La réflexion du gouvernement va dans le sens d’une proposition faite par le Collège des médecins l’an dernier. Cet ordre professionnel a recommandé de donner un tour de vis « afin de s’assurer des soins véritablement universels et accessibles ».

« Ainsi, les règles permettant l’alternance entre les régimes public et privé doivent être raffermies pour éviter qu’un médecin puisse offrir presque simultanément un même service au public et au privé, et ainsi engendrer des situations de médecine à deux vitesses », peut-on lire dans un mémoire transmis à Québec dans le cadre des consultations sur la réforme Dubé.

Le Collège ajoute que « cette alternance entre le public et le privé a aussi un impact sur la disponibilité des ressources professionnelles au sein des établissements publics ». L’essor du privé draine la main-d’œuvre du public.

Ce n’est pas la première fois qu’un gouvernement s’inquiète de la situation, mais aucune solution concrète n’a été présentée à ce jour.
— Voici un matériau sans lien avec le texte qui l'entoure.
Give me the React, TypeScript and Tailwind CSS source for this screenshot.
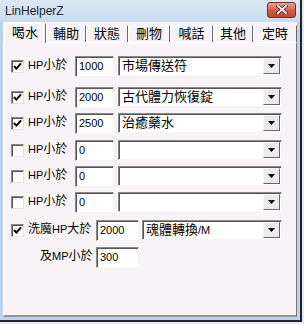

Il y a dix ans, le ministre de la Santé du gouvernement Marois, Réjean Hébert, parlait déjà d’une « hémorragie ». « Il y a des médecins qui prévoient dans leur horaire de se désengager une partie du temps pour pratiquer dans le privé et de se réengager par la suite. Cette espèce de ping-pong, on veut régler ça », disait-il.

En 2017, le ministre de la Santé du gouvernement Couillard, Gaétan Barrette, annonçait son intention de faire une « vigie » de ce phénomène qui gagnait en popularité. C’est « l’appât du gain » qui mène des médecins à faire la navette entre le public et le privé, déplorait-il, tout en signalant que cette pratique ne compromettait pas l’accessibilité aux services publics.

Le manque d’accès aux blocs opératoires dans les hôpitaux a également été cité dans les dernières années comme un facteur poussant des médecins spécialistes à faire le choix du privé.

Les longues listes d’attente pour une opération dans le régime public incitent quant à elles des patients à payer le gros prix pour se faire soigner plus rapidement dans des cliniques privées.

Exode des médecins de famille

La réflexion du gouvernement concerne également l’exode des médecins vers le privé. Ils sont plus nombreux que jamais à tourner le dos au régime public. En date du 17 janvier, il y avait 720 médecins non participants à la RAMQ. C’est une hausse de 57 % en cinq ans. Ils représentent aujourd’hui 3,27 % de l’ensemble des médecins ; c’était environ 2 % en janvier 2019.

Cet exode s’observe surtout chez les médecins de famille, un phénomène quasi inexistant auparavant. Ils sont quatre fois plus nombreux qu’il y a cinq ans à bouder le régime public pour exercer leur profession dans des cliniques privées où les soins sont facturés aux patients.

Québec a l’intention de renverser la tendance. Il jongle avec différentes idées, comme celle d’obliger les nouveaux médecins à pratiquer au moins cinq ans dans le réseau public.

La Fédération des médecins omnipraticiens du Québec a déjà signalé au cours des derniers mois que de plus en plus de jeunes font maintenant le choix du privé en début de carrière.